Dillon Beresford has identified and partially disclosing a number of different Siemens vulnerabilities over the past three months. We hope that the Black Hat presentation this week will bring clarity to how many vulnerabilities there are, what the detail and impact of each vuln is, and what products are affected by the vulnerability. As well as what automated attack tools he has developed and will release.
To date, Siemens and ICS-CERT have really added little clarity to the situation. Siemens is taking the approach of denying everything until it can no longer be denied, and then issuing bulletins that “Siemens identified” a security problem and letting the marketing machine take over with “proactive holistic” recommendations and the impression that the problems have been fixed.
Why ICS-CERT has not issued more timely and helpful bulletins is a mystery.
Let’s look at the two vulnerabilities that are being conflated and confused. Dillon discovered what orginally was being called a “replay vulnerability” related to a password that can be set for S7 functions communicating with the PLC. Even this feature has been a bit confusing.
- Not all functions use this feature. Importantly, write commands do not use this password feature. So an attacker with logical access doesn’t need the “replay vulnerability” to change the process.
- Very few owner/operators actually use this feature. Ralph Langner demonstrated at WeissCon 2009 his iOpener tool that manipulated all sorts of thing in S7 PLC’s – sometimes subltly by randomly changing least significant bits and sometimes causing a crude crash. For a non-directed attacker, a Metasploit automated iOpener tool would be devastating to most S7 systems it could gain logical access to.
- The password feature, when implemented, is used to protect changes to the ladder logic / process and some other nasty functions that could be misused by the attacker.
- The replay attack, I believe, captures the encrypted password, using Wireshark or similar, and uses the encrypted password to get through the security feature. It is not the exact message/request/command that has to be replayed. Any password protected command can be replayed. This is not news to Siemens; it has been known since 2008. Dillon may have found more here, and it will be interesting to see if/how he automated this attack.
- The password is small in size, and it is stored in the project file. If you have access to the project file, it is easy to exhaust the space and recover the password in minutes.
Dillon was right on in the May podcast that this security feature adds minimal security, is easily bypassed and could give the owner/operator a false sense of security. Where is this kind of information from Siemens or ICS-CERT so owner/operators can determine the impact.
Back to the politics, when this vulnerability came out, Siemens wrote in a carefully worded statement that some of Dillon’s findings did not affect the S7 300 and 400 models and that they were investigating others. It is a huge stretch of credibility that Siemens did not know immediately, and certainly weeks later, that this attack would be successful on other models.
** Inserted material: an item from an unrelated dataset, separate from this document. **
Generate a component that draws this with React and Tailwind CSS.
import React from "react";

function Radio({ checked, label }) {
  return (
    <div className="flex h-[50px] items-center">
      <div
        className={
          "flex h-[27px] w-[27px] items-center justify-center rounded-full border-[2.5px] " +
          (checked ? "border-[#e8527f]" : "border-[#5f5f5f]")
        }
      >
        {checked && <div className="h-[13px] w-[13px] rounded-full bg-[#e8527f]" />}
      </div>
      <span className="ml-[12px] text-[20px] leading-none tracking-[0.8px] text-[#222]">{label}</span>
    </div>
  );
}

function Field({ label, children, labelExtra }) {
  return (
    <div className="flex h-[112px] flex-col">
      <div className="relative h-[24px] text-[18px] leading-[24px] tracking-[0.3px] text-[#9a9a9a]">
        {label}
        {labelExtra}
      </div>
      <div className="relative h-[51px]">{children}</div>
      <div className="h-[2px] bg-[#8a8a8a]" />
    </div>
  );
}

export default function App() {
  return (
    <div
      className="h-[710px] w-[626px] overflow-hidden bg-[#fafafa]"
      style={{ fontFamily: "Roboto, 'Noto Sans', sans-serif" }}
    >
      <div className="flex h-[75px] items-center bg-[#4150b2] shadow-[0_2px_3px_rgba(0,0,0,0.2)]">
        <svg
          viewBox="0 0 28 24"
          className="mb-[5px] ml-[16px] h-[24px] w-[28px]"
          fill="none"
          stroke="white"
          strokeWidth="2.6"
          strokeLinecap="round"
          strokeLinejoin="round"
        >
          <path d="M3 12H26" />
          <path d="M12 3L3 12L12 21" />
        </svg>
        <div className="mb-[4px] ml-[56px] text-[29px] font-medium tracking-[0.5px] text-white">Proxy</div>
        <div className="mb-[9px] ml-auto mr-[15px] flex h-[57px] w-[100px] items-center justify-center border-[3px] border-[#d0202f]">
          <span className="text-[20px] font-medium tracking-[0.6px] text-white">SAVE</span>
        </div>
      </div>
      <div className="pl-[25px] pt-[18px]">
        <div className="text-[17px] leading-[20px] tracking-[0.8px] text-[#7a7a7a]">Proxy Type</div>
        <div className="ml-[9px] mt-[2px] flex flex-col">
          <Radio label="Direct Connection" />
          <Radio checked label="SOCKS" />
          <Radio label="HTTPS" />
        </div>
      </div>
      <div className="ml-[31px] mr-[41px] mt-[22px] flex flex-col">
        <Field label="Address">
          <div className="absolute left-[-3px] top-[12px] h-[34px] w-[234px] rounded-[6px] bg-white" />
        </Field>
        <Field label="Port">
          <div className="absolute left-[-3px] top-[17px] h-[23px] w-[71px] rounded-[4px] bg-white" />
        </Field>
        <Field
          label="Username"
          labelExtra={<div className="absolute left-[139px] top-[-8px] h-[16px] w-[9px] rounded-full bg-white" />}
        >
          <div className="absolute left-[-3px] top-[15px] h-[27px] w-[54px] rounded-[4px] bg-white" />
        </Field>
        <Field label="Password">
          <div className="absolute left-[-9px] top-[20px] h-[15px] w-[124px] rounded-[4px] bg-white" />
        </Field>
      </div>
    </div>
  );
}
Later Dillon got his hands on an S7 300, quickly verified this product was vulnerable, and tweeted the news. ICS-CERT put out a new bulletin and Siemens put out their Siemens identified statement. Embarrassingly for Siemens, Dillon got the S7 300 about the same time as the Siemens Automation Summit and put out his news the week after Siemens stated strongly their new security commitment and there were no known security issues in the 300 and 400 — and implying the Beresford vulns had all been addressed.
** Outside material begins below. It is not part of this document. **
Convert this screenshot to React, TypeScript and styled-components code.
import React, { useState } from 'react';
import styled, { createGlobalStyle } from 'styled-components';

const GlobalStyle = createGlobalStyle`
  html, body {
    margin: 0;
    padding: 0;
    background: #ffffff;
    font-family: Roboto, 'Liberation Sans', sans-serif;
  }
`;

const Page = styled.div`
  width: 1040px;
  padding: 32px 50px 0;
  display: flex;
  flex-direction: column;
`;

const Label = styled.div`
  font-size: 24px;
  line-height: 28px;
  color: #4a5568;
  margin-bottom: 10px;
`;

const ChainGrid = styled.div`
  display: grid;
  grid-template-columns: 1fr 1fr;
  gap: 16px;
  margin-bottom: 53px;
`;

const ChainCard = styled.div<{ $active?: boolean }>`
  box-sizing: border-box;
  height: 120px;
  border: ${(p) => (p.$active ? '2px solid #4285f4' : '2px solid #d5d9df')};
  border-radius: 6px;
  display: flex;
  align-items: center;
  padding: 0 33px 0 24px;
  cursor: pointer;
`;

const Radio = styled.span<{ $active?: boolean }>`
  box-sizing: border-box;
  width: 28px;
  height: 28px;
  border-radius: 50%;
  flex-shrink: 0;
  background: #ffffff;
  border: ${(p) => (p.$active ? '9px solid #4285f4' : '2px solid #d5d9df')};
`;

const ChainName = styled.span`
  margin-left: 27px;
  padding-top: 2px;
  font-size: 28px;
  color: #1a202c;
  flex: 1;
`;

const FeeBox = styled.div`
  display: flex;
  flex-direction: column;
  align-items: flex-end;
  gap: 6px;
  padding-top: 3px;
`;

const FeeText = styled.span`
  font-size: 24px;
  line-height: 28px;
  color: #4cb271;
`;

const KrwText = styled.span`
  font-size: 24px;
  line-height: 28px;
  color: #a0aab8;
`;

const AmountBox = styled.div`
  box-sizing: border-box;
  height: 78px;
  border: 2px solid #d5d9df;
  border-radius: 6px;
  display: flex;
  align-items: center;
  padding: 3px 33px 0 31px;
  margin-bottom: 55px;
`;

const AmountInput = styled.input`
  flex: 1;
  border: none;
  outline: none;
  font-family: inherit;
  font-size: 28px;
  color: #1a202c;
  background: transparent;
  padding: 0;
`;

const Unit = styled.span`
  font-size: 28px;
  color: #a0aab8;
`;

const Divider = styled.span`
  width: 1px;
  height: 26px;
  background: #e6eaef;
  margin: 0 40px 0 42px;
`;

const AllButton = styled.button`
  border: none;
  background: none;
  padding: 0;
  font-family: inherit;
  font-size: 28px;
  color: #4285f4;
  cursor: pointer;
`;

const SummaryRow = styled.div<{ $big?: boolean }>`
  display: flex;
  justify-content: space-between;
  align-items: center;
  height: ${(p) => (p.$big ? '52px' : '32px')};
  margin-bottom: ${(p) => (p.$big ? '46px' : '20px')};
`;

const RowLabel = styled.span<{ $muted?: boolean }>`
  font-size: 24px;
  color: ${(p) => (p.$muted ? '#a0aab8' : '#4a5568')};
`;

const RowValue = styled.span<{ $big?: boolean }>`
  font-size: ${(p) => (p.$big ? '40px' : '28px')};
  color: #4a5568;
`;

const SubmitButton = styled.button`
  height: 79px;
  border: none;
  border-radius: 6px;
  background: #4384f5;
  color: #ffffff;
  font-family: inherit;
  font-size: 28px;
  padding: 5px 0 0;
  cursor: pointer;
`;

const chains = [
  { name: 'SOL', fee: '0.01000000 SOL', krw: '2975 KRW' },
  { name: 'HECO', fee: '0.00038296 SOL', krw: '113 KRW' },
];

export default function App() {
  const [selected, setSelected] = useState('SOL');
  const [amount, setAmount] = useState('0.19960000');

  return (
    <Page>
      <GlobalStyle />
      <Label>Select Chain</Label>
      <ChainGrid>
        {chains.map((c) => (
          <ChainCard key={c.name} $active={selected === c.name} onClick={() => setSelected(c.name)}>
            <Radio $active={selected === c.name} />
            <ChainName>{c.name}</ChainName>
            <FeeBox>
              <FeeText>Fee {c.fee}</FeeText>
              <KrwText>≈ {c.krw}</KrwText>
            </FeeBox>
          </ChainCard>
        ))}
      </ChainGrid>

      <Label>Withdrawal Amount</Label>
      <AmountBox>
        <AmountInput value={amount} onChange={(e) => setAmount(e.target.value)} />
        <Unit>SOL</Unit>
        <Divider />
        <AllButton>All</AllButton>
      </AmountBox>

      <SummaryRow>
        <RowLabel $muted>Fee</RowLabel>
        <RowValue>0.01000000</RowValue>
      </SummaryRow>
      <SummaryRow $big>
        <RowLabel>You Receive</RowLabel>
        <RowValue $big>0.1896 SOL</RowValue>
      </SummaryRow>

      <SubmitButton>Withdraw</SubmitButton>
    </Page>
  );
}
ICS-CERT is now calling the “replay vulnerability” a “password protection vulnerability”. The new Beresford identified vulnerability is called by ICS-CERT a “S7 300 Hard-coded Credentials” vulnerability. ICS-CERT, working with Siemens, quickly identified what products are affected and what are not. Most notably, the S7 400 PLC’s are not.
The danger is to the average engineer, non-ICS-security-obsessed type it might be very easy to get the message that the S7 400 are unaffected by the Beresford vulnerabilities. The two bulletins are separate security issues.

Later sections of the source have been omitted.